The interaction between Boris, her father-in-law and Katerina is a highlight of the whole production and also of significance is the role of the village folk with the worst side perhaps of the Russian character been presented in their willingness to celebrate Katerina’s happiness and at the same vilify her for taking a lover behind her husband’s back, and once more joyous at her arrest following the murder of the step-father.

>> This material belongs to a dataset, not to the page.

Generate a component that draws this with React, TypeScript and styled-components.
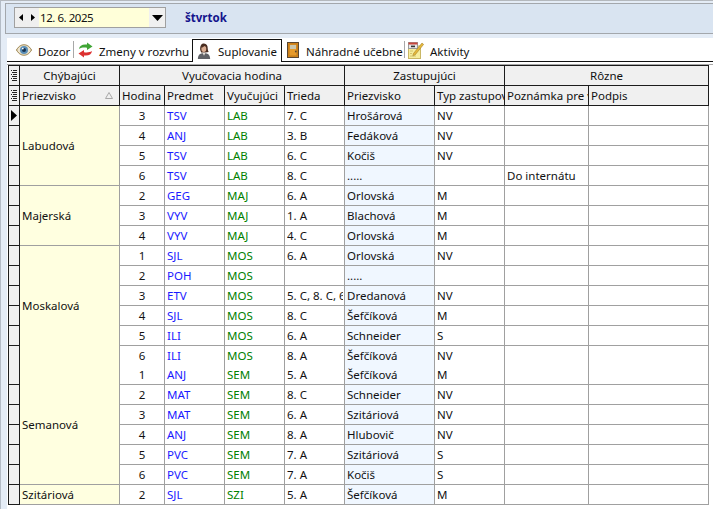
import React from "react";
import styled, { createGlobalStyle } from "styled-components";

const Global = createGlobalStyle`
  html, body { margin: 0; padding: 0; background: #e4ecf6; }
  * { box-sizing: border-box; }
`;

const FONT = `"Noto Sans", "Open Sans", sans-serif`;

const Root = styled.div`
  width: 713px;
  height: 509px;
  overflow: hidden;
  display: flex;
  flex-direction: column;
  background: #e4ecf6;
  border-top: 1px solid #b4b8bd;
  border-left: 1px solid #b4bcc6;
  font-family: ${FONT};
  font-size: 11.5px;
  color: #111;
`;

const Toolbar = styled.div`
  margin: 2px 0 0 4px;
  height: 31px;
  flex: none;
  display: flex;
  align-items: center;
  padding: 0 0 2px 8px;
  background: #d9e4f1;
  border: 1px solid #a3a7ac;
  border-right: none;
`;

const DatePicker = styled.div`
  width: 152px;
  height: 21px;
  display: flex;
  border: 1px solid #a0a0a0;
  background: #f0f0f0;
`;

const NavButton = styled.div`
  width: 11px;
  margin-right: 1px;
  display: flex;
  align-items: center;
  justify-content: center;
  background: #efefef;
`;

const DateValue = styled.div`
  width: 110px;
  background: #ffffd9;
  padding-left: 1px;
  font-size: 11.5px;
  letter-spacing: -0.45px;
  line-height: 19px;
  white-space: nowrap;
`;

const DropButton = styled.div`
  flex: 1;
  display: flex;
  align-items: center;
  justify-content: center;
  background: #f0f0f0;
`;

const Weekday = styled.div`
  margin-left: 19px;
  font-weight: 700;
  font-size: 11.5px;
  color: #14148c;
`;

const Panel = styled.div`
  flex: 1;
  margin: 4px 0 0 6px;
  background: #fff;
  display: flex;
  flex-direction: column;
`;

const TabBar = styled.div`
  height: 24px;
  flex: none;
  display: flex;
  align-items: flex-end;
  border-bottom: 1px solid #111;
`;

const Tab = styled.div<{ $w: number; $pad: number; $gap: number; $active?: boolean }>`
  width: ${(p) => p.$w}px;
  height: 23px;
  flex: none;
  display: flex;
  align-items: center;
  padding-left: ${(p) => p.$pad}px;
  padding-top: ${(p) => (p.$active ? 1 : 3)}px;
  white-space: nowrap;
  background: #fff;
  ${(p) =>
    p.$active ? `border: 1px solid #111; border-bottom: none; margin-bottom: -1px;` : ""}
  & > svg {
    flex: none;
    margin-right: ${(p) => p.$gap}px;
    margin-top: -2px;
  }
`;

const TabDivider = styled.span`
  flex: none;
  width: 1px;
  height: 17px;
  margin-left: auto;
  margin-top: -3px;
  background: #a8a8a8;
`;

const Rule = styled.div`
  margin-top: 2px;
  height: 1px;
  flex: none;
  background: #a8a8a8;
`;

const Table = styled.table`
  margin-left: 1px;
  width: 701px;
  table-layout: fixed;
  border-collapse: separate;
  border-spacing: 0;
  font-size: 11.5px;
  line-height: 14px;
`;

const Column = styled.col<{ $w: number }>`
  width: ${(p) => p.$w}px;
`;

const HeadCell = styled.th<{ $top?: boolean; $center?: boolean; $corner?: boolean }>`
  height: ${(p) => (p.$top ? 21 : 20)}px;
  padding: ${(p) => (p.$corner ? "0" : "0 2px")};
  font-weight: 400;
  text-align: ${(p) => (p.$center ? "center" : "left")};
  background: #f0f0f0;
  border-right: 1px solid #1c1c1c;
  border-bottom: 1px solid #1c1c1c;
  ${(p) => (p.$top ? "border-top: 1px solid #1c1c1c;" : "")}
  ${(p) => (p.$corner ? "border-left: 1px solid #1c1c1c;" : "")}
  overflow: hidden;
  white-space: nowrap;
`;

const HeadRow = styled.span`
  display: flex;
  align-items: center;
  justify-content: space-between;
  padding-right: 4px;
`;

const Indicator = styled.td<{ $h: number; $open?: boolean }>`
  height: ${(p) => p.$h}px;
  padding: 0;
  background: #f0f0f0;
  border-left: 1px solid #1c1c1c;
  border-right: 1px solid #1c1c1c;
  border-bottom: ${(p) => (p.$open ? "none" : "1px solid #1c1c1c")};
`;

const GroupCell = styled.td<{ $open?: boolean }>`
  padding: 0 2px;
  background: #ffffe0;
  border-right: 1px solid #a0a0a0;
  border-bottom: ${(p) => (p.$open ? "none" : "1px solid #a0a0a0")};
  white-space: nowrap;
`;

const Cell = styled.td<{
  $open?: boolean;
  $center?: boolean;
  $color?: string;
  $bg?: string;
}>`
  padding: 0 2px;
  text-align: ${(p) => (p.$center ? "center" : "left")};
  color: ${(p) => p.$color ?? "#111"};
  background: ${(p) => p.$bg ?? "#fff"};
  border-right: 1px solid #a0a0a0;
  border-bottom: ${(p) => (p.$open ? "none" : "1px solid #a0a0a0")};
  overflow: hidden;
  white-space: nowrap;
`;

const Flush = styled.span`
  display: block;
  margin-right: -1px;
  overflow: hidden;
`;

const CenterIcon = styled.span`
  display: flex;
  align-items: center;
  justify-content: center;
  & > svg {
    flex: none;
    display: block;
  }
`;

const Tri = ({ dir }: { dir: "l" | "r" }) => (
  <svg width="4" height="7" viewBox="0 0 4 7">
    <path d={dir === "l" ? "M4 0 L0 3.5 L4 7 Z" : "M0 0 L4 3.5 L0 7 Z"} fill="#000" />
  </svg>
);

const EyeIcon = () => (
  <svg width="16" height="12" viewBox="0 0 16 12">
    <path d="M0.5 6 C3 1.5 6 0.8 8 0.8 C10 0.8 13 1.5 15.5 6 C13 10.5 10 11.2 8 11.2 C6 11.2 3 10.5 0.5 6 Z" fill="#ece4cf" stroke="#94793f" />
    <circle cx="8" cy="6" r="4" fill="#5b8fb8" />
    <circle cx="8" cy="6" r="2" fill="#17324f" />
    <circle cx="6.8" cy="4.6" r="0.9" fill="#fff" />
  </svg>
);

const SwapIcon = () => (
  <svg width="15" height="16" viewBox="0 0 15 16">
    <path d="M1 7 C1.5 3.5 4.5 2 9 2.6 L9 0.5 L14.5 4.5 L9 8 L9 5.8 C6 5.3 3.5 5.5 1 7 Z" fill="#3fa535" />
    <path d="M14 9 C13.5 12.5 10.5 14 6 13.4 L6 15.5 L0.5 11.5 L6 8 L6 10.2 C9 10.7 11.5 10.5 14 9 Z" fill="#dc3030" />
  </svg>
);

const PersonIcon = () => (
  <svg width="14" height="16" viewBox="0 0 14 17">
    <path d="M0.5 17 C0.5 12.5 2.5 10.8 7 10.5 C11.5 10.8 13.5 12.5 13.5 17 Z" fill="#5f6166" />
    <path d="M5.6 10.6 L7 13.5 L8.4 10.6 Z" fill="#e9e2da" />
    <path d="M3 7.5 C2.5 2.5 4.5 0.5 7 0.5 C9.8 0.5 11 2.8 11 6 C11 8 12 9.5 12 9.5 L8.5 10 L4 10 Z" fill="#4a2e22" />
    <ellipse cx="6.8" cy="6.2" rx="2.6" ry="3.4" fill="#d9ad92" />
    <path d="M4 5 C5.5 4.5 7.5 3.5 8.2 2.8 C9 3.8 9.6 4.6 9.8 5.5 L10 2.5 L6 1.5 Z" fill="#4a2e22" />
  </svg>
);

const DoorIcon = () => (
  <svg width="12" height="16" viewBox="0 0 12 16">
    <rect x="0.5" y="0.5" width="11" height="15" fill="#d98a1e" stroke="#5a4630" />
    <rect x="2" y="2" width="8" height="12" fill="#e79a2a" stroke="#b06a10" strokeWidth="0.7" />
    <rect x="3" y="3" width="6" height="4" fill="#c9c6ae" />
    <circle cx="8.8" cy="9.5" r="0.9" fill="#5a4630" />
  </svg>
);

const NoteIcon = () => (
  <svg width="16" height="17" viewBox="0 0 16 17">
    <rect x="0.5" y="4" width="12" height="12.5" fill="#f7ee9e" stroke="#c9b765" />
    <rect x="0.5" y="0.5" width="9" height="6" fill="#e9e9e9" stroke="#9a9a9a" />
    <rect x="0.5" y="0.5" width="9" height="2" fill="#c8473d" />
    <rect x="3" y="3.6" width="4" height="1.6" fill="#333" />
    <path d="M14 1 L15.6 2.4 L7 13 L4.8 14 L5.4 11.6 Z" fill="#e6b93c" stroke="#a5822a" strokeWidth="0.6" />
    <path d="M2 9 H5 M2 11.5 H4 M2 14 H8" stroke="#c9b765" strokeWidth="0.8" />
  </svg>
);

const ListIcon = () => (
  <svg width="6" height="11" viewBox="0 0 6 11" shapeRendering="crispEdges">
    {[0, 2, 4, 6, 8, 10].map((y) => (
      <React.Fragment key={y}>
        <rect x={y % 4 === 0 ? 0 : 1} y={y} width="1" height="1" fill="#222" />
        <rect x="2" y={y} width="4" height="1" fill="#222" />
      </React.Fragment>
    ))}
  </svg>
);

type R = [number, string, string, string, string, string, string?];

const groups: { name: string; rows: R[]; open?: boolean }[] = [
  {
    name: "Labudová",
    rows: [
      [3, "TSV", "LAB", "7. C", "Hrošárová", "NV"],
      [4, "ANJ", "LAB", "3. B", "Fedáková", "NV"],
      [5, "TSV", "LAB", "6. C", "Kočiš", "NV"],
      [6, "TSV", "LAB", "8. C", ".....", "", "Do internátu"],
    ],
  },
  {
    name: "Majerská",
    rows: [
      [2, "GEG", "MAJ", "6. A", "Orlovská", "M"],
      [3, "VYV", "MAJ", "1. A", "Blachová", "M"],
      [4, "VYV", "MAJ", "4. C", "Orlovská", "M"],
    ],
  },
  {
    name: "Moskalová",
    open: true,
    rows: [
      [1, "SJL", "MOS", "6. A", "Orlovská", "NV"],
      [2, "POH", "MOS", "", ".....", ""],
      [3, "ETV", "MOS", "5. C, 8. C, 6. A", "Dredanová", "NV"],
      [4, "SJL", "MOS", "8. C", "Šefčíková", "M"],
      [5, "ILI", "MOS", "6. A", "Schneider", "S"],
      [6, "ILI", "MOS", "8. A", "Šefčíková", "NV"],
    ],
  },
  {
    name: "Semanová",
    rows: [
      [1, "ANJ", "SEM", "5. A", "Šefčíková", "M"],
      [2, "MAT", "SEM", "8. C", "Schneider", "NV"],
      [3, "MAT", "SEM", "6. A", "Szitáriová", "NV"],
      [4, "ANJ", "SEM", "8. A", "Hlubovič", "NV"],
      [5, "PVC", "SEM", "7. A", "Szitáriová", "S"],
      [6, "PVC", "SEM", "7. A", "Kočiš", "S"],
    ],
  },
  { name: "Szitáriová", rows: [[2, "SJL", "SZI", "5. A", "Šefčíková", "M"]] },
];

const widths = [12, 100, 45, 60, 60, 60, 90, 70, 84, 120];

export default function App() {
  return (
    <Root>
      <Global />
      <Toolbar>
        <DatePicker>
          <NavButton>
            <Tri dir="l" />
          </NavButton>
          <NavButton>
            <Tri dir="r" />
          </NavButton>
          <DateValue>12. 6. 2025</DateValue>
          <DropButton>
            <svg width="11" height="6" viewBox="0 0 11 6">
              <path d="M0 0 H11 L5.5 6 Z" fill="#000" />
            </svg>
          </DropButton>
        </DatePicker>
        <Weekday>štvrtok</Weekday>
      </Toolbar>
      <Panel>
        <TabBar>
          <Tab $w={67} $pad={9} $gap={6}>
            <EyeIcon />
            Dozor
            <TabDivider />
          </Tab>
          <Tab $w={118} $pad={4} $gap={6}>
            <SwapIcon />
            Zmeny v rozvrhu
          </Tab>
          <Tab $w={90} $pad={4} $gap={7} $active>
            <PersonIcon />
            Suplovanie
          </Tab>
          <Tab $w={123} $pad={5} $gap={7}>
            <DoorIcon />
            Náhradné učebne
            <TabDivider />
          </Tab>
          <Tab $w={80} $pad={3} $gap={6}>
            <NoteIcon />
            Aktivity
          </Tab>
        </TabBar>
        <Rule />
        <Table>
          <colgroup>
            {widths.map((w, i) => (
              <Column key={i} $w={w} />
            ))}
          </colgroup>
          <thead>
            <tr>
              <HeadCell $top $corner>
                <CenterIcon>
                  <ListIcon />
                </CenterIcon>
              </HeadCell>
              <HeadCell $top $center>Chýbajúci</HeadCell>
              <HeadCell $top $center colSpan={4}>Vyučovacia hodina</HeadCell>
              <HeadCell $top $center colSpan={2}>Zastupujúci</HeadCell>
              <HeadCell $top $center colSpan={2}>Rôzne</HeadCell>
            </tr>
            <tr>
              <HeadCell $corner>
                <CenterIcon>
                  <ListIcon />
                </CenterIcon>
              </HeadCell>
              <HeadCell>
                <HeadRow>
                  Priezvisko
                  <svg width="8" height="7" viewBox="0 0 8 7">
                    <path d="M4 0.5 L7.5 6.5 H0.5 Z" fill="none" stroke="#a8a8a8" />
                  </svg>
                </HeadRow>
              </HeadCell>
              <HeadCell>Hodina</HeadCell>
              <HeadCell>Predmet</HeadCell>
              <HeadCell>Vyučujúci</HeadCell>
              <HeadCell>Trieda</HeadCell>
              <HeadCell>Priezvisko</HeadCell>
              <HeadCell>Typ zastupovania</HeadCell>
              <HeadCell>Poznámka pre vyuč.</HeadCell>
              <HeadCell>Podpis</HeadCell>
            </tr>
          </thead>
          <tbody>
            {groups.map((g) =>
              g.rows.map((r, i) => {
                const last = i === g.rows.length - 1;
                const open = last && !!g.open;
                const h = open ? 19 : 20;
                const first = g.name === "Labudová" && i === 0;
                return (
                  <tr key={g.name + i}>
                    <Indicator $h={h} $open={open}>
                      {first && (
                        <CenterIcon>
                          <svg width="6" height="11" viewBox="0 0 6 11">
                            <path d="M0 0 L6 5.5 L0 11 Z" fill="#000" />
                          </svg>
                        </CenterIcon>
                      )}
                    </Indicator>
                    {i === 0 && (
                      <GroupCell rowSpan={g.rows.length} $open={g.open}>
                        {g.name}
                      </GroupCell>
                    )}
                    <Cell $open={open} $center>{r[0]}</Cell>
                    <Cell $open={open} $color="#1a1aff">{r[1]}</Cell>
                    <Cell $open={open} $color="#008000">{r[2]}</Cell>
                    <Cell $open={open}><Flush>{r[3]}</Flush></Cell>
                    <Cell $open={open} $bg="#f0f7ff">{r[4]}</Cell>
                    <Cell $open={open}>{r[5]}</Cell>
                    <Cell $open={open}>{r[6]}</Cell>
                    <Cell $open={open} />
                  </tr>
                );
              })
            )}
          </tbody>
        </Table>
      </Panel>
    </Root>
  );
}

The arrival of the convicts in Siberia was terribly dramatic with the pitiable scene of Katerina’s betrayal by Sergei cajoling her and giving her warm clothes to the prostitute Sonetka. Following her killing of Sonetka and at Katerina’s own suicide, there is heard the spiritual lament by the prisoners’ chorus and the old man singing a dirge, this was Andrey Antonov as the old convict, a moving moment and a musical passage with an affinity with Musorgsky’s closing scene of the Holy Fool’s lament in Boris Godunov. The full gravity of Shostakovich’s opera depicting the oppression of women in Tsarist society was presented here and it is difficult to see how any contemporary theatre company could match this brutally realistic staging of Shostakovich’s opera. The parts of the main characters were wonderfully realised; the central part of Katerina Izmailova was taken by Irina Krikunova who sang as if the role was written for her, indeed this is a difficult role embracing erotic love, grief, melancholy and final despair. The part of Boris Izmailov her step-father was Dmitry Skorikov an impressively dramatic portrayal and a fine singer. Sergei, Katerina’s lover was well depicted by Ilya Govzin and an excellent actor. The overwhelming impression watching this startling performance is that the 20th century lost a great opera composer following the tirade in Pravda. The astonishing theatrical genius of Shostakovich would surely have created other masterpieces which would have graced the stages of the world’s finest opera houses. In his notes about the opera, Shostakovich wrote modestly: ‘I have tried to characterise Katerina Lvovna as a positive person who merits sympathy from the audience.’ This performance was the highlight of my two-week review of the Russian music scene and it will long stay in the memory. Lady Macbeth is one of the nominees to win the prestigious Golden Mask and the Samara Opera must have a great opportunity to win the top prize with this successful and brilliant production.